Yes, bags of nutrients in carrot skins.
But didn't some government department (UK) advise us to give non-organic carrots a good scrape and cut the top and bottom inch off because of high levels of pesticide residues? :(
 
If that's the case, then there's no point buying non-organic ones...
 
Re: I know I'm going to be sorry I asked, but....

Gemaki said:
What difference does the shape of the same food matter? Seriously, I want to know! My husband will eat spaghetti noodles in spaghetti, and elbow macaroni in Mac and cheese. That's it! He says the other shapes of pasta don't taste the same! ARGHHH! One time I didn't have spaghetti noodles, so I used fetticini, he would not eat it. Boy, sometimes I miss him. (KIDDING!)
As for pasta, that's a different kettle of fish (so to speak). The various shapes are designed to behave in different ways with the sauce, so they wouldn't necessarily taste the same. Your husband does sound like a fussy bugger though ;)
In the case of vegetables, cutting them differently does affect the way they taste in some cases. Try grated carrot versus diced carrot for instance.
The discs/julienne question though, IMO, is simply association with school dinners.
 
Re: Re: I know I'm going to be sorry I asked, but....

beakboo said:
The discs/julienne question though, IMO, is simply association with school dinners.

Interesting. I like carrots, and I have them a lot, but I never dice them, and don't like them diced. Now that you mention it, diced is how they served them in our school diners. I usually cut my carrots into disks.
 
I like tinned carrots myself. One of the few I know.

My wife loves cucumber but only in circles. If it's in verticle slices she won't touch it. Weirdo!

Personally, I love corn on the cob. If a kernel falls off, however, I won't eat it. It doesn't taste the same. That's common sense though surely?
 
baked beans and fried eggs can only be on the same plate if they are kept apart by something else - bacon or chips or whatever.


It's just the way it is.

Kath
 
is there /any/ food stuff (in the broadest sense) which is rejected the world over?

some cultures eat people with honour and love so even that isn't a universal taboo.

Kath
 
stonedoggy said:
is there /any/ food stuff (in the broadest sense) which is rejected the world over?

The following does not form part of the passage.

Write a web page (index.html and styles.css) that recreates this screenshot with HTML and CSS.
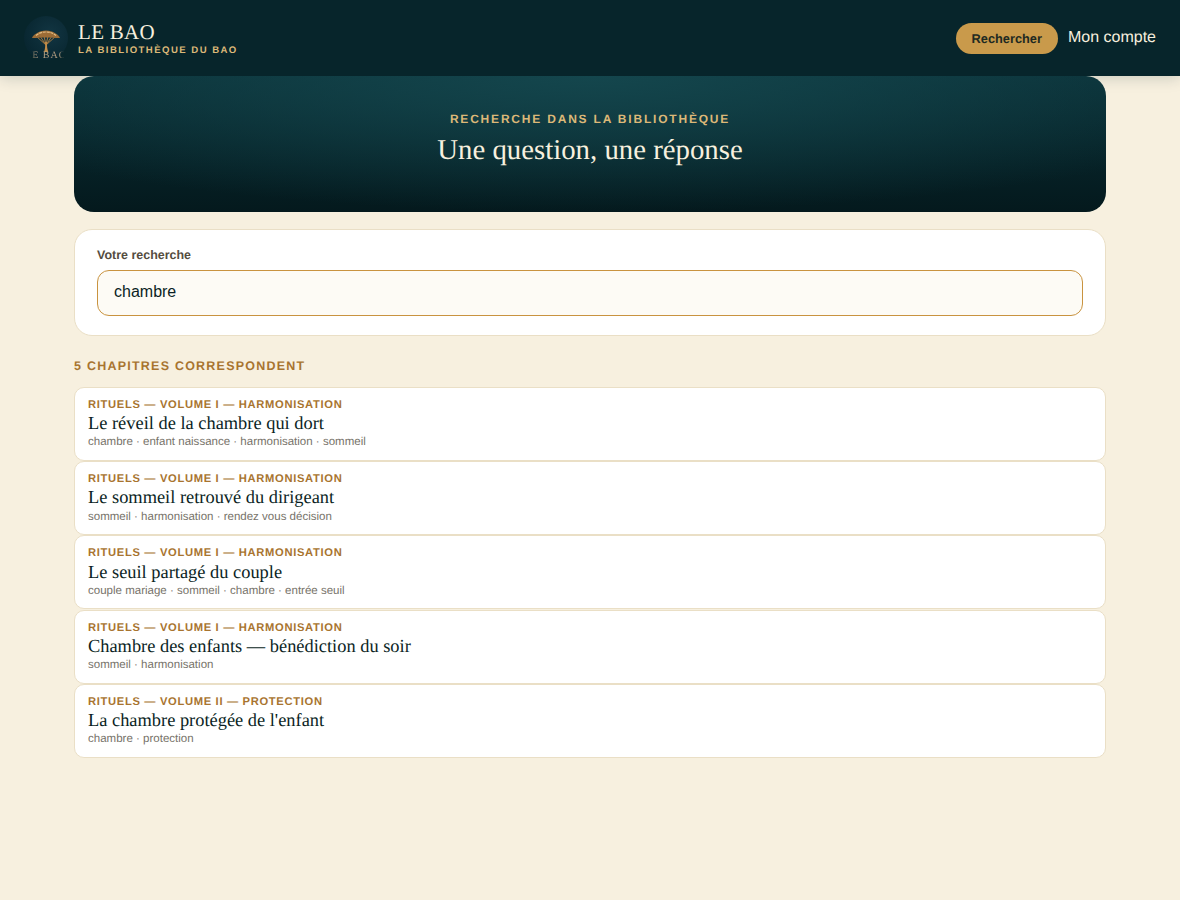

some cultures eat people with honour and love so even that isn't a universal taboo.

Kath

Prawn Cocktail crisps.
 
:cross eye

I don't count that as "foodstuff" ...

excuse me, I ned to leave rapidly!

Kath
 
stonedoggy said:
baked beans and fried eggs can only be on the same plate if they are kept apart by something else - bacon or chips or whatever.
You allow your bacon or chips to be touched by bean juice? *shudder* :eek!!!!: :cross eye ;)
 
The only thing worse than baked beans is baked beans with sprouts!:(
 
That sound positively unnatural... :eek!!!!:

My first encounter with baked beans was on a school trip to the UK, when I was 16.
Breakfast consisted of beans, some kind of near-meatless sausage and powdered scrambled eggs. Lunch included a packet of crisps, an apple and a cheddar sandwich (I can only eat it melted). Dinner was usually grey spaghetti.
I lost loads of weight. :p

And I haven't been able to bring myself to touch baked beans since. :D
 
We have a grand tradition here of feeding school children utter ming.

My own personal belief is that the "cooks" compete to see how grim they can make the food before the kids rebel.:D

Me? Perpetuating steroetypes? As if...:rolleyes:
 
guttersnipe said:
baked beans are lovely!
Hmm. I can only get one of mine to eat them in any quantity.

Mostly they prefer food.
 
My ideal fortean dinner would feature lamb of tartary and philosopher's eggs, washed down with a drop of absinthe.
 
stonedoggy said:
is there /any/ food stuff (in the broadest sense) which is rejected the world over?
Pot Noodle. It's the nose-picking of convenience stuffs - everyone's done it at least once, but no-one admits to it :).